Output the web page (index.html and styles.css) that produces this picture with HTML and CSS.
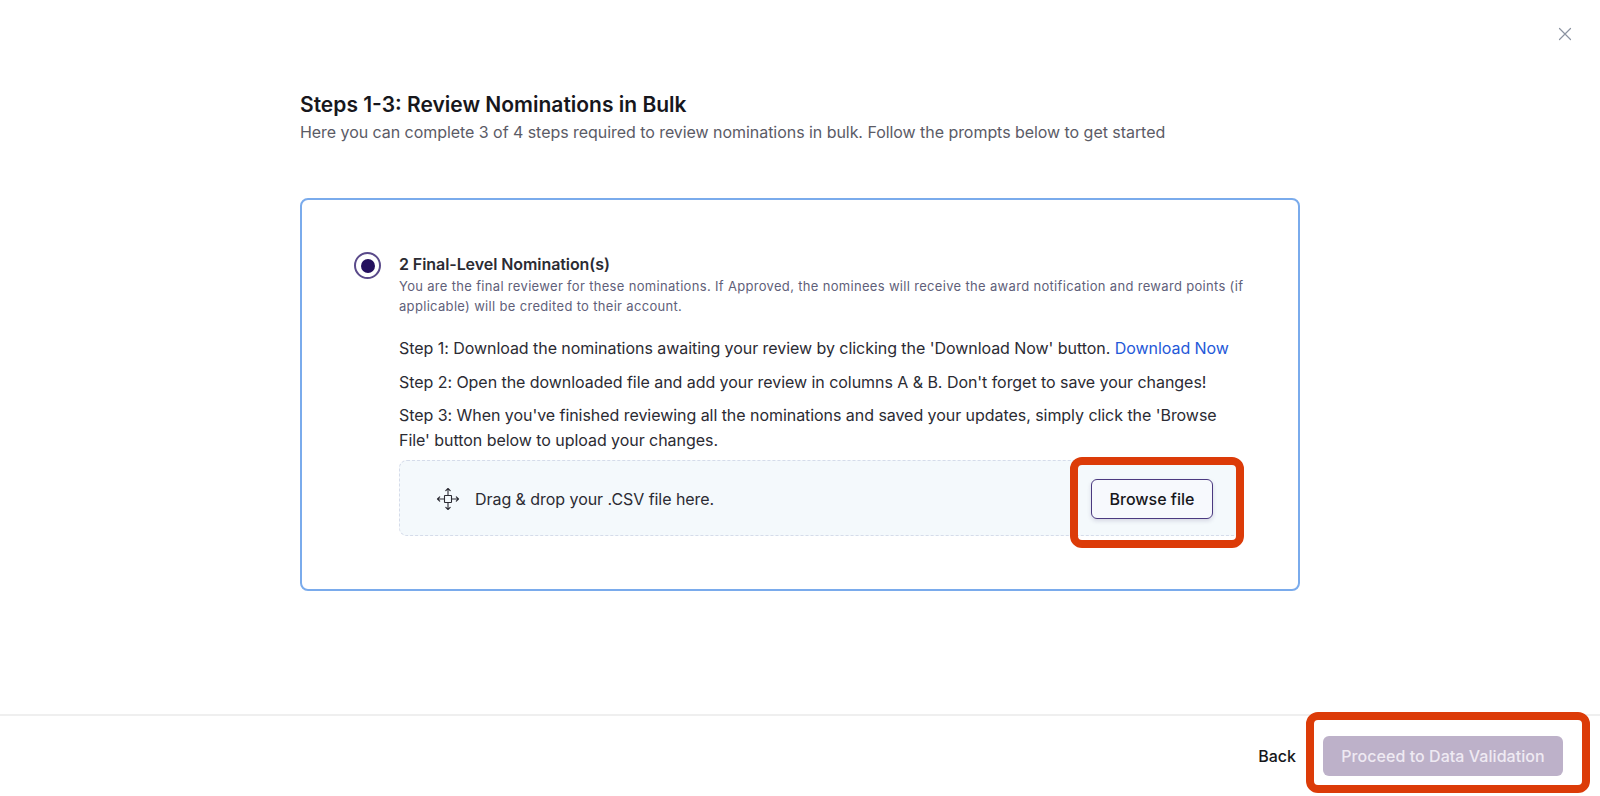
FILE: index.html
```html
<!DOCTYPE html>
<html lang="en">
<head>
  <meta charset="utf-8"/>
  <meta name="viewport" content="width=device-width, initial-scale=1.0"/>
  <title>Review Nominations in Bulk</title>
  <link rel="stylesheet" href="styles.css">
</head>
<body>
  <div class="top-bar">
    <button class="close-btn" title="Close">
      <svg width="14" height="14" viewBox="0 0 14 14" fill="none" stroke="#8b93a1" stroke-width="1.2" stroke-linecap="round"><path d="M1.5 1.5l11 11M12.5 1.5l-11 11"/></svg>
    </button>
  </div>
  <main class="content">
    <h1>Steps 1-3: Review Nominations in Bulk</h1>
    <p class="subtitle">Here you can complete 3 of 4 steps required to review nominations in bulk. Follow the prompts below to get started</p>
    <section class="card">
      <div class="radio"><span></span></div>
      <div class="card-body">
        <h2>2 Final-Level Nomination(s)</h2>
        <p class="hint">You are the final reviewer for these nominations. If Approved, the nominees will receive the award notification and reward points (if applicable) will be credited to their account.</p>
        <p class="step step-first">Step 1: Download the nominations awaiting your review by clicking the 'Download Now' button. <a href="#">Download Now</a></p>
        <p class="step">Step 2: Open the downloaded file and add your review in columns A &amp; B. Don't forget to save your changes!</p>
        <p class="step">Step 3: When you've finished reviewing all the nominations and saved your updates, simply click the 'Browse File' button below to upload your changes.</p>
        <div class="dropzone">
          <svg class="move-icon" width="24" height="24" viewBox="0 0 24 24" fill="none" stroke="#2b2b33" stroke-width="1.1" stroke-linecap="round" stroke-linejoin="round">
            <rect x="8.5" y="8.5" width="7" height="7" rx="0.5"/>
            <path d="M12 8.5V1.5M9.8 3.7L12 1.5l2.2 2.2M12 15.5v7M9.8 20.3l2.2 2.2 2.2-2.2M8.5 12H1.5M3.7 9.8L1.5 12l2.2 2.2M15.5 12h7M20.3 9.8l2.2 2.2-2.2 2.2"/>
          </svg>
          <span>Drag &amp; drop your .CSV file here.</span>
          <button class="browse-btn">Browse file</button>
          <div class="callout callout-browse"></div>
        </div>
      </div>
    </section>
  </main>
  <footer>
    <button class="back-btn">Back</button>
    <button class="proceed-btn" disabled>Proceed to Data Validation</button>
    <div class="callout callout-proceed"></div>
  </footer>
</body>
</html>
```

FILE: styles.css
```css
html, body { margin: 0; padding: 0; background: #fff; height: 100%; overflow: hidden; font-family: Inter, "Liberation Sans", sans-serif; }
body { height: 796px; display: flex; flex-direction: column; color: #1c1c22; }
button { font-family: inherit; }
.top-bar { display: flex; justify-content: flex-end; padding: 27px 28px 0 0; height: 65px; box-sizing: border-box; }
.close-btn { background: none; border: none; padding: 0; width: 14px; height: 14px; cursor: pointer; display: flex; }
.content { flex: 1; width: 1000px; margin-left: 300px; }
h1 { margin: 28px 0 0 0; font-size: 21px; line-height: 24px; font-weight: 600; color: #17171c; }
.subtitle { margin: 3px 0 0 0; font-size: 16px; line-height: 24px; color: #5b5b66; letter-spacing: -0.05px; }
.card { margin-top: 54px; height: 393px; box-sizing: border-box; border: 2px solid #7aabec; border-radius: 8px; padding: 52px 54px 0 52px; display: flex; gap: 18px; }
.radio { width: 27px; height: 27px; box-sizing: border-box; border: 2px solid #5a4a8a; border-radius: 50%; display: flex; align-items: center; justify-content: center; flex-shrink: 0; }
.radio span { width: 14px; height: 14px; border-radius: 50%; background: #24105e; }
.card-body { flex: 1; min-width: 0; }
h2 { margin: 2px 0 0 0; font-size: 16px; line-height: 20px; font-weight: 600; color: #2b2b33; letter-spacing: -0.07px; }
.hint { margin: 2px 0 0 0; font-size: 13px; line-height: 20px; color: #5f5f7a; letter-spacing: 0.32px; }
.step { margin: 8.5px 0 0 0; font-size: 16px; line-height: 25px; color: #2b2b33; letter-spacing: -0.05px; }
.step-first { margin-top: 20px; }
.step a { color: #2458d8; text-decoration: none; }
.dropzone { position: relative; margin-top: 7px; height: 76px; box-sizing: border-box; border: 1px dashed #d5dcea; border-radius: 8px; background: #f4f9fc; display: flex; align-items: center; padding: 1px 30px 0 36px; font-size: 16px; color: #2b2b33; letter-spacing: -0.05px; }
.move-icon { margin-right: 15px; flex-shrink: 0; }
.browse-btn { margin-left: auto; width: 122px; height: 40px; background: #f7f9fd; border: 1px solid #4b3a80; border-radius: 6px; font-size: 16px; font-weight: 500; color: #17171c; box-shadow: 0 2px 4px rgba(40, 30, 90, 0.15); cursor: pointer; }
footer { position: relative; height: 82px; box-sizing: border-box; border-top: 2px solid #efefef; display: flex; align-items: center; justify-content: flex-end; gap: 27px; padding: 0 37px 0 0; }
.back-btn { background: none; border: none; padding: 0; font-size: 16px; font-weight: 500; color: #17171c; cursor: pointer; }
.proceed-btn { width: 240px; height: 40px; border: none; border-radius: 6px; background: #bdb1c9; color: #efeaf3; font-size: 16px; font-weight: 500; letter-spacing: 0.05px; }
.callout { position: absolute; box-sizing: border-box; border: 8px solid #dc3b08; border-radius: 12px; pointer-events: none; }
.callout-browse { right: -1px; top: -4px; width: 174px; height: 91px; }
.callout-proceed { right: 10px; top: -4px; width: 284px; height: 81px; }
```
══════════════════════════════
* **THE REQUEST**
Write out each line of the data exactly; the images should be left out.

* **THE RESULT**
Output the web page (index.html and styles.css) that produces this picture with HTML and CSS.
FILE: index.html
```html
<!DOCTYPE html>
<html lang="en">
<head>
  <meta charset="utf-8"/>
  <meta name="viewport" content="width=device-width, initial-scale=1.0"/>
  <title>Review Nominations in Bulk</title>
  <link rel="stylesheet" href="styles.css">
</head>
<body>
  <div class="top-bar">
    <button class="close-btn" title="Close">
      <svg width="14" height="14" viewBox="0 0 14 14" fill="none" stroke="#8b93a1" stroke-width="1.2" stroke-linecap="round"><path d="M1.5 1.5l11 11M12.5 1.5l-11 11"/></svg>
    </button>
  </div>
  <main class="content">
    <h1>Steps 1-3: Review Nominations in Bulk</h1>
    <p class="subtitle">Here you can complete 3 of 4 steps required to review nominations in bulk. Follow the prompts below to get started</p>
    <section class="card">
      <div class="radio"><span></span></div>
      <div class="card-body">
        <h2>2 Final-Level Nomination(s)</h2>
        <p class="hint">You are the final reviewer for these nominations. If Approved, the nominees will receive the award notification and reward points (if applicable) will be credited to their account.</p>
        <p class="step step-first">Step 1: Download the nominations awaiting your review by clicking the 'Download Now' button. <a href="#">Download Now</a></p>
        <p class="step">Step 2: Open the downloaded file and add your review in columns A &amp; B. Don't forget to save your changes!</p>
        <p class="step">Step 3: When you've finished reviewing all the nominations and saved your updates, simply click the 'Browse File' button below to upload your changes.</p>
        <div class="dropzone">
          <svg class="move-icon" width="24" height="24" viewBox="0 0 24 24" fill="none" stroke="#2b2b33" stroke-width="1.1" stroke-linecap="round" stroke-linejoin="round">
            <rect x="8.5" y="8.5" width="7" height="7" rx="0.5"/>
            <path d="M12 8.5V1.5M9.8 3.7L12 1.5l2.2 2.2M12 15.5v7M9.8 20.3l2.2 2.2 2.2-2.2M8.5 12H1.5M3.7 9.8L1.5 12l2.2 2.2M15.5 12h7M20.3 9.8l2.2 2.2-2.2 2.2"/>
          </svg>
          <span>Drag &amp; drop your .CSV file here.</span>
          <button class="browse-btn">Browse file</button>
          <div class="callout callout-browse"></div>
        </div>
      </div>
    </section>
  </main>
  <footer>
    <button class="back-btn">Back</button>
    <button class="proceed-btn" disabled>Proceed to Data Validation</button>
    <div class="callout callout-proceed"></div>
  </footer>
</body>
</html>
```

FILE: styles.css
```css
html, body { margin: 0; padding: 0; background: #fff; height: 100%; overflow: hidden; font-family: Inter, "Liberation Sans", sans-serif; }
body { height: 796px; display: flex; flex-direction: column; color: #1c1c22; }
button { font-family: inherit; }
.top-bar { display: flex; justify-content: flex-end; padding: 27px 28px 0 0; height: 65px; box-sizing: border-box; }
.close-btn { background: none; border: none; padding: 0; width: 14px; height: 14px; cursor: pointer; display: flex; }
.content { flex: 1; width: 1000px; margin-left: 300px; }
h1 { margin: 28px 0 0 0; font-size: 21px; line-height: 24px; font-weight: 600; color: #17171c; }
.subtitle { margin: 3px 0 0 0; font-size: 16px; line-height: 24px; color: #5b5b66; letter-spacing: -0.05px; }
.card { margin-top: 54px; height: 393px; box-sizing: border-box; border: 2px solid #7aabec; border-radius: 8px; padding: 52px 54px 0 52px; display: flex; gap: 18px; }
.radio { width: 27px; height: 27px; box-sizing: border-box; border: 2px solid #5a4a8a; border-radius: 50%; display: flex; align-items: center; justify-content: center; flex-shrink: 0; }
.radio span { width: 14px; height: 14px; border-radius: 50%; background: #24105e; }
.card-body { flex: 1; min-width: 0; }
h2 { margin: 2px 0 0 0; font-size: 16px; line-height: 20px; font-weight: 600; color: #2b2b33; letter-spacing: -0.07px; }
.hint { margin: 2px 0 0 0; font-size: 13px; line-height: 20px; color: #5f5f7a; letter-spacing: 0.32px; }
.step { margin: 8.5px 0 0 0; font-size: 16px; line-height: 25px; color: #2b2b33; letter-spacing: -0.05px; }
.step-first { margin-top: 20px; }
.step a { color: #2458d8; text-decoration: none; }
.dropzone { position: relative; margin-top: 7px; height: 76px; box-sizing: border-box; border: 1px dashed #d5dcea; border-radius: 8px; background: #f4f9fc; display: flex; align-items: center; padding: 1px 30px 0 36px; font-size: 16px; color: #2b2b33; letter-spacing: -0.05px; }
.move-icon { margin-right: 15px; flex-shrink: 0; }
.browse-btn { margin-left: auto; width: 122px; height: 40px; background: #f7f9fd; border: 1px solid #4b3a80; border-radius: 6px; font-size: 16px; font-weight: 500; color: #17171c; box-shadow: 0 2px 4px rgba(40, 30, 90, 0.15); cursor: pointer; }
footer { position: relative; height: 82px; box-sizing: border-box; border-top: 2px solid #efefef; display: flex; align-items: center; justify-content: flex-end; gap: 27px; padding: 0 37px 0 0; }
.back-btn { background: none; border: none; padding: 0; font-size: 16px; font-weight: 500; color: #17171c; cursor: pointer; }
.proceed-btn { width: 240px; height: 40px; border: none; border-radius: 6px; background: #bdb1c9; color: #efeaf3; font-size: 16px; font-weight: 500; letter-spacing: 0.05px; }
.callout { position: absolute; box-sizing: border-box; border: 8px solid #dc3b08; border-radius: 12px; pointer-events: none; }
.callout-browse { right: -1px; top: -4px; width: 174px; height: 91px; }
.callout-proceed { right: 10px; top: -4px; width: 284px; height: 81px; }
```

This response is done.